夕阳一点点沉下去,染红了半边天空。玫红的云朵荡漾在天边,远处吹来的晚风携着绿草的芳香,混合着烈日留下的灼热气息,宣告着白昼的结束。
爷爷奶奶背着背篓,扛着锄头从田野里往家走,他们带回了南瓜,红薯,苋菜,长豆。不多久,高高的烟囱吐出了雪白的炊烟,一直飘入云霄,和晚霞肩并肩。
“嘎嘎嘎——”鸭子和白鹅也踏着夕阳的余辉回来了,喙壳上还贴着绿萍。它们叫嚣着打闹着,扑扇着翅膀冲进院子。奶奶用她布满老茧的双手,迅速拿出一个木盆,倒上红薯和米糠拌好的饲料。鸭们鹅们争先夺后地抢食吃。 “吃吧,多吃点,吃了好多下些蛋。”慈祥而朴实的笑容在奶奶黝黑的脸上绽放。
门前的核桃树下,爷爷坐在小凳上啜着小酒吃着小菜,邻居们都端着晚饭从屋子里出来了。他们聊天,吃饭,喝酒,吹牛。孩子们奔跑嬉戏,夏日的喧闹在月亮升起的那一刻重生了。
村庄是温馨的,亲切的,朴实无华的。记忆中我积满黑泥的指甲缝,夸张的大红大粉的发圈,散发泥土清香的衣服……狗尾巴草三两下就编成了一个兔子,用来抓子的杏核是最好的玩具,上山偷瓜下河摸虾没有烦恼也无牵挂。
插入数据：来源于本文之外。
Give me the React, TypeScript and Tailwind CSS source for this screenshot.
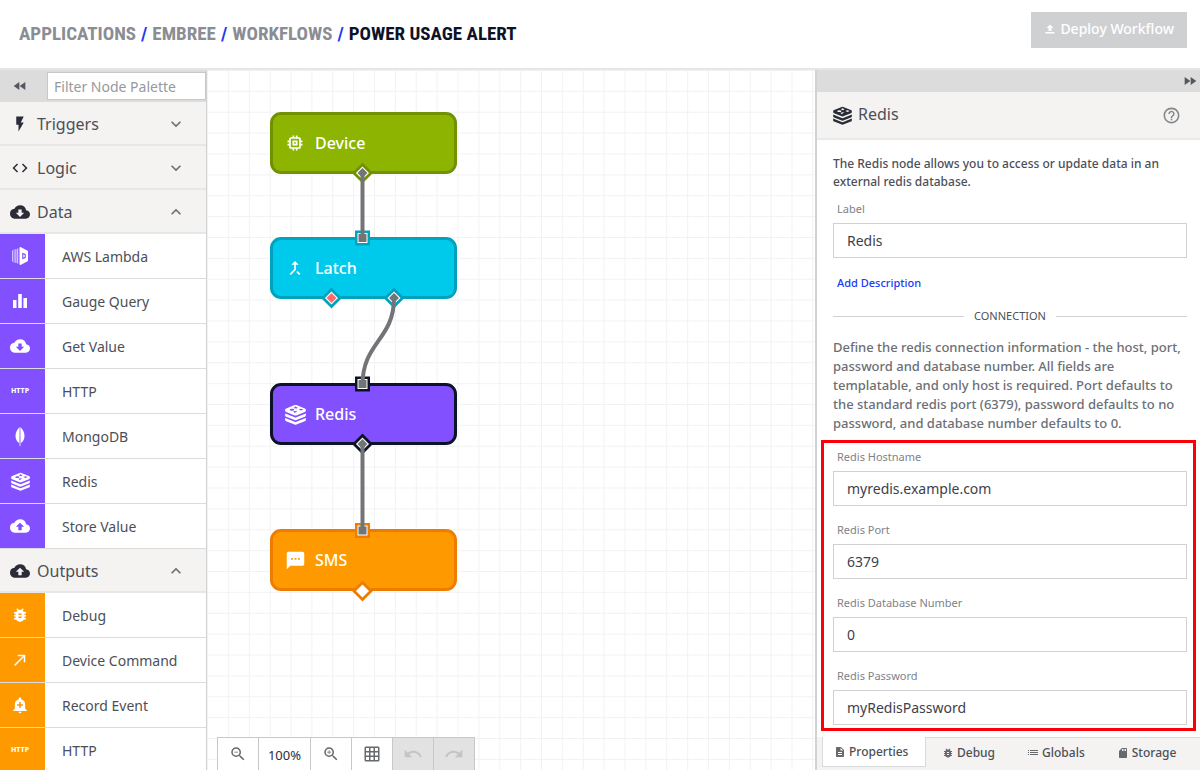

但是,美好总留不住。五月,我嗅到了夏天的味道,却只能在记忆力寻找村庄的气息。
每年回家,村庄都会变样。贫瘠的土地长出了疯狂的野草,泥泞的小路摇身一变成了宽阔的水泥路,连蝉声都不如往昔激烈了,爷爷奶奶们也更加苍老,只沉重而缓慢的步子在田间慢放。
梦中,我躺在屋前那条清澈透亮的小河里,毛茸茸的水草抚着我的脸颊,轻轻地说:“别忧愁了我的孩子,盛夏来了。”